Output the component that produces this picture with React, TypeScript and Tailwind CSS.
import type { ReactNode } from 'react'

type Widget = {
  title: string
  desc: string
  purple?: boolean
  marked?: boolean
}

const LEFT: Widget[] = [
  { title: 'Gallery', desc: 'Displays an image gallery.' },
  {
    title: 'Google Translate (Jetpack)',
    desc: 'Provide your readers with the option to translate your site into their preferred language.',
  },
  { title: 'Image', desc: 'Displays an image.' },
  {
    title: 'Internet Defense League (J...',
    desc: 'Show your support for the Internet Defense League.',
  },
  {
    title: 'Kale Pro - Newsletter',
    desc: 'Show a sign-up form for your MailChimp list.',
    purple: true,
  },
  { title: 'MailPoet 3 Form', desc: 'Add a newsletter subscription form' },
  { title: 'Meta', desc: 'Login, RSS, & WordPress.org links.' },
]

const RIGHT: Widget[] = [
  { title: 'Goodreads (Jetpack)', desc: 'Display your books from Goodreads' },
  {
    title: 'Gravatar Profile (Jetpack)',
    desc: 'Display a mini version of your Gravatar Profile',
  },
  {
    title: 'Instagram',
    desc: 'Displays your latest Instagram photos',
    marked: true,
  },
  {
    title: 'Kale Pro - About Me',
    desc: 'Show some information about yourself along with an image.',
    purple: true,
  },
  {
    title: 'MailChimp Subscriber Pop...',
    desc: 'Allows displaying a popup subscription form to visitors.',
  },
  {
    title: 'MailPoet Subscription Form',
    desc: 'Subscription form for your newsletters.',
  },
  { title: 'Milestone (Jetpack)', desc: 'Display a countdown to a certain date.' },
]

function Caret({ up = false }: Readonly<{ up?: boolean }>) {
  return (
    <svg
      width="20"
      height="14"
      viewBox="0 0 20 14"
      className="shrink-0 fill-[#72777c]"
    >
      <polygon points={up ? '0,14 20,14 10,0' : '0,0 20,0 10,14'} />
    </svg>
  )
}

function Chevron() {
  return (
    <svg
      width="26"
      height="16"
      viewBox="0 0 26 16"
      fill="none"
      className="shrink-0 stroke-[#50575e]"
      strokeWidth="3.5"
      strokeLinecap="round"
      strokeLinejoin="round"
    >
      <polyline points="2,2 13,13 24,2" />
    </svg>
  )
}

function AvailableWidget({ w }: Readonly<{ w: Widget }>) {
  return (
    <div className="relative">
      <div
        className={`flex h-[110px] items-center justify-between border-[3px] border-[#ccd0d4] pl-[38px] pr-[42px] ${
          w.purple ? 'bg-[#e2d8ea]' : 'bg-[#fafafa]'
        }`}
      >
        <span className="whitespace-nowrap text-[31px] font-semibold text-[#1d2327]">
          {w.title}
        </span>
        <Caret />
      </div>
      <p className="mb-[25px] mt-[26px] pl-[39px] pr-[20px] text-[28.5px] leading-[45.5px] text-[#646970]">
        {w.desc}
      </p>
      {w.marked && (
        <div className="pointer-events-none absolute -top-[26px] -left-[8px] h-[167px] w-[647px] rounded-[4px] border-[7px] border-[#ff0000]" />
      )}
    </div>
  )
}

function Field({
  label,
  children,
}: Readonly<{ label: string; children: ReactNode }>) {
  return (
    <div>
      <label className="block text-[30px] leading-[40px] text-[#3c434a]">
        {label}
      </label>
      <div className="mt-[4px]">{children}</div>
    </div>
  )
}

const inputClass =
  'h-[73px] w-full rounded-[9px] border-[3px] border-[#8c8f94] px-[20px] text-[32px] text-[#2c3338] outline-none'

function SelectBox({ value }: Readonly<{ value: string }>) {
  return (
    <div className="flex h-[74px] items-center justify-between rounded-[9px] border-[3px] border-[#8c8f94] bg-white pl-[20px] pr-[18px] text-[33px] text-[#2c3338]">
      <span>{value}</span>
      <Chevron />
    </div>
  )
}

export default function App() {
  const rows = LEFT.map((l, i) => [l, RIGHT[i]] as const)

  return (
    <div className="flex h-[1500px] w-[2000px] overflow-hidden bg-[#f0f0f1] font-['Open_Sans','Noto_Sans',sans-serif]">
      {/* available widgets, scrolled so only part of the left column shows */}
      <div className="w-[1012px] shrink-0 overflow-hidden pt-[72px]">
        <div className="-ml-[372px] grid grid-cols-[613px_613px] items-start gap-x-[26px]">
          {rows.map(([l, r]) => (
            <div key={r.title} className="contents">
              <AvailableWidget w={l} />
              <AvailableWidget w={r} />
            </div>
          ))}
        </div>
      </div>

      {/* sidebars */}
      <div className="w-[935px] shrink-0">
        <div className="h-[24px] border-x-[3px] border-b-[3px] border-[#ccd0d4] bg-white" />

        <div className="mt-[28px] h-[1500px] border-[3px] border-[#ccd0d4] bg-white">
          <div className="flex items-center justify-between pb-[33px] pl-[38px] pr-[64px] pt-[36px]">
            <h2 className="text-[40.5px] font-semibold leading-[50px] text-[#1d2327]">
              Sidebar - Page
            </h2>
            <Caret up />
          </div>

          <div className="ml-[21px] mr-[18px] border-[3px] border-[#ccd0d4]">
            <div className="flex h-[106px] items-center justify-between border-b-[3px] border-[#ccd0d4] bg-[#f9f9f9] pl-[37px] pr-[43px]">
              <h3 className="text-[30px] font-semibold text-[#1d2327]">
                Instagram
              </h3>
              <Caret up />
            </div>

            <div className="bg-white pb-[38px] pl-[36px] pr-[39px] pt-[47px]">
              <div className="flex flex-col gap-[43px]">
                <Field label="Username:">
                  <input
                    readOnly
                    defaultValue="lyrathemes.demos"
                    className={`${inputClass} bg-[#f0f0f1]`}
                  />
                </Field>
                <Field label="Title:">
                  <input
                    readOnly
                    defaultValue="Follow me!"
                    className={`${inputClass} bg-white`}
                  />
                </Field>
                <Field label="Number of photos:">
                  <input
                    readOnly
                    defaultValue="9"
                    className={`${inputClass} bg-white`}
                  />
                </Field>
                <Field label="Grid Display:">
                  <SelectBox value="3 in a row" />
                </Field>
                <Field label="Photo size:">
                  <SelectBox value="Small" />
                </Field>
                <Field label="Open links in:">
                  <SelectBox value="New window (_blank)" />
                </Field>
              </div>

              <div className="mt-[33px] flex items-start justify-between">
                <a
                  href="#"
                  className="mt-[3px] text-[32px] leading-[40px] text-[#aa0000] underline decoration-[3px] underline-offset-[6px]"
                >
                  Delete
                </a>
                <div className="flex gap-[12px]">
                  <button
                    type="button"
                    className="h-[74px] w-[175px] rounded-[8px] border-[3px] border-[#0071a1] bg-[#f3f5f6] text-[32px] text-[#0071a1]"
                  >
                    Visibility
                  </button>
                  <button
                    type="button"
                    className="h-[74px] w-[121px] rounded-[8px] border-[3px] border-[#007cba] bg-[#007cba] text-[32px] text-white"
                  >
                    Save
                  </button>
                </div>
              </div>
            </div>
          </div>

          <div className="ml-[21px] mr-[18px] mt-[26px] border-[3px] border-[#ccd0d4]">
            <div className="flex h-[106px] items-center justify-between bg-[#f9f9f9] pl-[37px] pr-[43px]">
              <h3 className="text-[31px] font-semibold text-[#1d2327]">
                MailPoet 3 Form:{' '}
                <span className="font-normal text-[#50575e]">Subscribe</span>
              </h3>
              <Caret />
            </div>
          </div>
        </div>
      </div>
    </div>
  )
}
---
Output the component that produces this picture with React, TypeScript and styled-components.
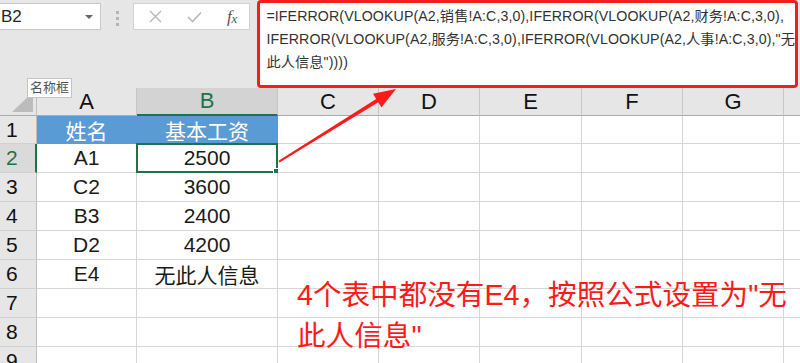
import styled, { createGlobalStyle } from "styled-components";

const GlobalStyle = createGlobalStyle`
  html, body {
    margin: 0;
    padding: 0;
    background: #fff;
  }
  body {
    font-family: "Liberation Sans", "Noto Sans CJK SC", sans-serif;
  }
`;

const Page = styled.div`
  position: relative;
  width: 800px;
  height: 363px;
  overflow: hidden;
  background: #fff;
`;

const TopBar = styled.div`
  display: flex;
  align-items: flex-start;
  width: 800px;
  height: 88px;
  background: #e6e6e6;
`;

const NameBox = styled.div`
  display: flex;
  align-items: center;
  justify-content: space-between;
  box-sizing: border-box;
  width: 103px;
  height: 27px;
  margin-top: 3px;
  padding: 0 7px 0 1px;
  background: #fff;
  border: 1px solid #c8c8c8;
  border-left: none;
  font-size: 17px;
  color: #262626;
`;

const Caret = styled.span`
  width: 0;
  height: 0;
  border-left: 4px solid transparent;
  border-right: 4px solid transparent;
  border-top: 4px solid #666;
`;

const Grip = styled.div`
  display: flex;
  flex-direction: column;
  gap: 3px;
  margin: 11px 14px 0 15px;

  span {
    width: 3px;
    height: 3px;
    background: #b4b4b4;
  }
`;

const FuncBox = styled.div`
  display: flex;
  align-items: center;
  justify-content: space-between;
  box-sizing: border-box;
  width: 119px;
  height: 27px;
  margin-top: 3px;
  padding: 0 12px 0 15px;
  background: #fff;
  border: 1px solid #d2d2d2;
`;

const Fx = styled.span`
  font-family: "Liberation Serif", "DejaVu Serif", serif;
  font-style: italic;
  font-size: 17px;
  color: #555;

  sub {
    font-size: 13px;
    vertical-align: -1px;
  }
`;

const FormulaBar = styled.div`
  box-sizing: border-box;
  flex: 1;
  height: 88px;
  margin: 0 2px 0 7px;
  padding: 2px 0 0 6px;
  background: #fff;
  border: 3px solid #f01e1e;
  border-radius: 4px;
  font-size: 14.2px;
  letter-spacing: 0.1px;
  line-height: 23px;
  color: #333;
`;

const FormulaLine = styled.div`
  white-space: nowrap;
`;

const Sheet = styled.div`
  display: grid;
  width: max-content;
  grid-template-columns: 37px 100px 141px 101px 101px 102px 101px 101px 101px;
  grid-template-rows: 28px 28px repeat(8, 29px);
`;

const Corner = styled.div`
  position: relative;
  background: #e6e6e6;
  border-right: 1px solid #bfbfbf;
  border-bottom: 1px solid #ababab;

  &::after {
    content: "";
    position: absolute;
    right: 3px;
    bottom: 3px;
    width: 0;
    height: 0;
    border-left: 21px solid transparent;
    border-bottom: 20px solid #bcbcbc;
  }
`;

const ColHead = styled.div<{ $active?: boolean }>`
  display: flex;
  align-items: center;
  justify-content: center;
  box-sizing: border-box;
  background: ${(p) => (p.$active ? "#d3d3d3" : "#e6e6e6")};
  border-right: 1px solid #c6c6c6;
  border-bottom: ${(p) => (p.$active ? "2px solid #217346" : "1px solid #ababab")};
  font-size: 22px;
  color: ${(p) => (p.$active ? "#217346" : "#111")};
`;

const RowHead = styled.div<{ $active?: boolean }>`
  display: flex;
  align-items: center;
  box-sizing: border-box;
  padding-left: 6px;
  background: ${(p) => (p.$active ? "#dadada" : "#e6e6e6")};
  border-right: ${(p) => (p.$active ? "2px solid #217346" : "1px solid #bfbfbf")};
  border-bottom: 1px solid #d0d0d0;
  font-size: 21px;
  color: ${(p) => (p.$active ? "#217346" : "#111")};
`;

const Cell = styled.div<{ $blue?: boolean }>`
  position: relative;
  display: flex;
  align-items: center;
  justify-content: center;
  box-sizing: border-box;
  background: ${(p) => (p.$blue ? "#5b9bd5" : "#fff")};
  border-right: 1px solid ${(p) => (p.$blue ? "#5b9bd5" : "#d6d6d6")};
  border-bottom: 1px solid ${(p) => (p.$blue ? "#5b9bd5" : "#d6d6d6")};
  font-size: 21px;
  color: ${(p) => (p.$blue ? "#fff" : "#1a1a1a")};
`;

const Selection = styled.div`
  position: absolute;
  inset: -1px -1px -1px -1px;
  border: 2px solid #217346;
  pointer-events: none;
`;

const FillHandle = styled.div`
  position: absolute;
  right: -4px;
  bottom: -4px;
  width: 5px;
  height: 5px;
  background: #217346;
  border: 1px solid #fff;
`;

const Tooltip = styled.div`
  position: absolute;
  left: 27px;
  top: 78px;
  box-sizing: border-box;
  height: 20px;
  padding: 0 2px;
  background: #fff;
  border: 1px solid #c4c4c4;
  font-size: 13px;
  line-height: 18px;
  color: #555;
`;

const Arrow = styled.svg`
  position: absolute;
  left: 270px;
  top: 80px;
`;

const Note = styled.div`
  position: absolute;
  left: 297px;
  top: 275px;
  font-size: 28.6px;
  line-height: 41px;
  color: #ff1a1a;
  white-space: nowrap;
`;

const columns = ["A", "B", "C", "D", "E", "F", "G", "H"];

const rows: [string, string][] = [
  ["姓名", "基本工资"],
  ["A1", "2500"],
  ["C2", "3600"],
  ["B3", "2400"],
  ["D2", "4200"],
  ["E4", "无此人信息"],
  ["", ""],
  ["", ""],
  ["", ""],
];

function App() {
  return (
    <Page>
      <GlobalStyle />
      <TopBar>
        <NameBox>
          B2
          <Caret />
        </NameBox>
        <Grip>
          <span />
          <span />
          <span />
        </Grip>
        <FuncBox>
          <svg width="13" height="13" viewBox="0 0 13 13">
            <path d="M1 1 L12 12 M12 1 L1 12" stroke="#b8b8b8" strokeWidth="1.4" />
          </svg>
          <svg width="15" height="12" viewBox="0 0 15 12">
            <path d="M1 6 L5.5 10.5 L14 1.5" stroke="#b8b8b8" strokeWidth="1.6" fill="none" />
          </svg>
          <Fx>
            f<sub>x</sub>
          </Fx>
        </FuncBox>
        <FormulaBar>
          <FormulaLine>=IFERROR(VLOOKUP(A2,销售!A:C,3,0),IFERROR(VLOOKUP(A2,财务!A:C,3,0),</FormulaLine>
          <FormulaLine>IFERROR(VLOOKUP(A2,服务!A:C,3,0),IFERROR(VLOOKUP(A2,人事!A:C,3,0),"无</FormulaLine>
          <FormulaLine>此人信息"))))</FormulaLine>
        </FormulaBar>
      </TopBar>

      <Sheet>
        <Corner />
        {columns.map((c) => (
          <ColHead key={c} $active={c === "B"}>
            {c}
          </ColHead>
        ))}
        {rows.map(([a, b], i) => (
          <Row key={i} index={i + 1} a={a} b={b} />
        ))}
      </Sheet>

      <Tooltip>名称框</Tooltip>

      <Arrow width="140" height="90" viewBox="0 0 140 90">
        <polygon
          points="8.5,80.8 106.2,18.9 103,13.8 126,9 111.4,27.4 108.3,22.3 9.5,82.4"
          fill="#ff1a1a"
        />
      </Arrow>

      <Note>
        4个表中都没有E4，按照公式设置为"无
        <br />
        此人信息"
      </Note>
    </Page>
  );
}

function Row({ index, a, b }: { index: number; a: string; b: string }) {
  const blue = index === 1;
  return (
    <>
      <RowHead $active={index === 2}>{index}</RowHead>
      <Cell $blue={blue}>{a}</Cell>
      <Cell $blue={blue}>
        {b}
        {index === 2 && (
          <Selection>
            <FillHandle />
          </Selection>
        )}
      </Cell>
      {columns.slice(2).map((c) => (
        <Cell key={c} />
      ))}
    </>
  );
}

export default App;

Exercise: Only lines with the string "this" belong in your answer; copy each one.

Full output:
Output the component that produces this picture with React, TypeScript and Tailwind CSS.
Output the component that produces this picture with React, TypeScript and styled-components.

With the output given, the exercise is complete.